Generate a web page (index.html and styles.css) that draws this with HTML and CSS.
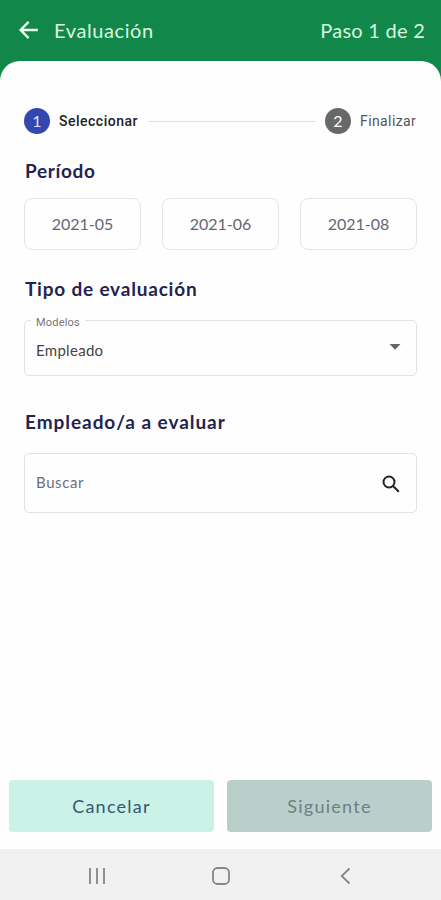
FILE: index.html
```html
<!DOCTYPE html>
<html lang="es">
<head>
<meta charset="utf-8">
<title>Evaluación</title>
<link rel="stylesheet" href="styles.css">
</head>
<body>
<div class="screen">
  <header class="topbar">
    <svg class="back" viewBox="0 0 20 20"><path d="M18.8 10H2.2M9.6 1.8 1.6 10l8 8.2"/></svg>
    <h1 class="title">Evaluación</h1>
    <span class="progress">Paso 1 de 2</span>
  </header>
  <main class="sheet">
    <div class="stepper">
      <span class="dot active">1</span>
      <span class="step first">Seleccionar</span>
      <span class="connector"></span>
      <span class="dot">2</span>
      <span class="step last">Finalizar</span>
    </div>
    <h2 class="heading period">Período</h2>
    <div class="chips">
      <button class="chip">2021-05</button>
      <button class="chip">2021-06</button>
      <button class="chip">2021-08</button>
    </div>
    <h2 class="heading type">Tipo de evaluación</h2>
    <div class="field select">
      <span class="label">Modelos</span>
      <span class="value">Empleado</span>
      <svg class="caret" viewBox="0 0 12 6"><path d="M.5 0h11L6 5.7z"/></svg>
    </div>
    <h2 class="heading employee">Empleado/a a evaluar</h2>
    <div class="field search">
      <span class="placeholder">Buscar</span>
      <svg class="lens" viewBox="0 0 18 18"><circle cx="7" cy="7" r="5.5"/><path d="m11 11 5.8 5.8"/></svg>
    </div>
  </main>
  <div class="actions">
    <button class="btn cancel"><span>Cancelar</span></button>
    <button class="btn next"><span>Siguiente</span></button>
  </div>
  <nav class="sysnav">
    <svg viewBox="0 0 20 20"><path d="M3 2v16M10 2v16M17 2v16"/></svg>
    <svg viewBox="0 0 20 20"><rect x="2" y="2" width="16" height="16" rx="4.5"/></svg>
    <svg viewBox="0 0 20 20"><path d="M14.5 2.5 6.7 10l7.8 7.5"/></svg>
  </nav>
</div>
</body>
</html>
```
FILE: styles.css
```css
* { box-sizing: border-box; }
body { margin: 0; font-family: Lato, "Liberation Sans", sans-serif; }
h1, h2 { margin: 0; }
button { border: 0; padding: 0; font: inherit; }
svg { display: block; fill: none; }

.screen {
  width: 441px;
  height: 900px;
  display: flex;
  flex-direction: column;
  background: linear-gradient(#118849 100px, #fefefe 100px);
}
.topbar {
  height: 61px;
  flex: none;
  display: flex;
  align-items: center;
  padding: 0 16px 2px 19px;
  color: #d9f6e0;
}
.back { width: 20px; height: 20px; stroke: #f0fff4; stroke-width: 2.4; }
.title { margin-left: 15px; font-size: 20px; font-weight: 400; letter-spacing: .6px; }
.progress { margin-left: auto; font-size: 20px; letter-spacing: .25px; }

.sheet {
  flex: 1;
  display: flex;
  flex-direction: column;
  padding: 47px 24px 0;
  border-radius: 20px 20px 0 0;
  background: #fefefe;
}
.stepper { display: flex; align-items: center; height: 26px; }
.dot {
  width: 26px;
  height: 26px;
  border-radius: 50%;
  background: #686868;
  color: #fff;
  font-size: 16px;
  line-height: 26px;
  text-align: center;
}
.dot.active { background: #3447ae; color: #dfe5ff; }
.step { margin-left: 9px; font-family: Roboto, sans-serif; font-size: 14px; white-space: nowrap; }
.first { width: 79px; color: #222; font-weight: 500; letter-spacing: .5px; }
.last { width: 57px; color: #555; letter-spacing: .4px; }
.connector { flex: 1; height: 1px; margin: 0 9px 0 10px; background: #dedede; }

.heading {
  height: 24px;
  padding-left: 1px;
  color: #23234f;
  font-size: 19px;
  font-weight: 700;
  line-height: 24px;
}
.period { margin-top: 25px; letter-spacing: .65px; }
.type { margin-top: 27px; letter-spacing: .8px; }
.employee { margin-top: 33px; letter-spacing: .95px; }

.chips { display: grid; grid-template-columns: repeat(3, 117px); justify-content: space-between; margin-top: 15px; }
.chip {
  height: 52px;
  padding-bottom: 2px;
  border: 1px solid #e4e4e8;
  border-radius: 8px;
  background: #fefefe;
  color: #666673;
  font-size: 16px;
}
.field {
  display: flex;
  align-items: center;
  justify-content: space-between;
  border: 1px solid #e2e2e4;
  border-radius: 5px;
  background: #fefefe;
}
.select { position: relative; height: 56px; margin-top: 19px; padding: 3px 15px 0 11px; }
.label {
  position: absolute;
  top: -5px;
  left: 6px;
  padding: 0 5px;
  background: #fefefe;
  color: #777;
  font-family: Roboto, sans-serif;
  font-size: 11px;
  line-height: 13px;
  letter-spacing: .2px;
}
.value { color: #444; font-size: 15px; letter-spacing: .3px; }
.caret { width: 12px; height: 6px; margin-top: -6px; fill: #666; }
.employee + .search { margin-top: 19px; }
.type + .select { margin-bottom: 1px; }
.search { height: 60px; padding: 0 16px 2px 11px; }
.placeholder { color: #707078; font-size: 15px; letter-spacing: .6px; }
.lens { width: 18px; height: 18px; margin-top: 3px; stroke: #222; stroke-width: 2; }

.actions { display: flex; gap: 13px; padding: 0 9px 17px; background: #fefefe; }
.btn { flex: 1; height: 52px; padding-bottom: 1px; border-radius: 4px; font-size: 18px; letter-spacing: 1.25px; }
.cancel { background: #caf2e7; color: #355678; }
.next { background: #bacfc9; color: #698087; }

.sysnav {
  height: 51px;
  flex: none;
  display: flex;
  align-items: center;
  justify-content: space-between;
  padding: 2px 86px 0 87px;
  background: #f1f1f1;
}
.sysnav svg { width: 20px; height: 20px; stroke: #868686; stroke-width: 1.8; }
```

**WHAT THIS TASK INVOLVES:** Scan the material line by line and report each one that contains "index".

**RESULT BELOW:**
Generate a web page (index.html and styles.css) that draws this with HTML and CSS.
FILE: index.html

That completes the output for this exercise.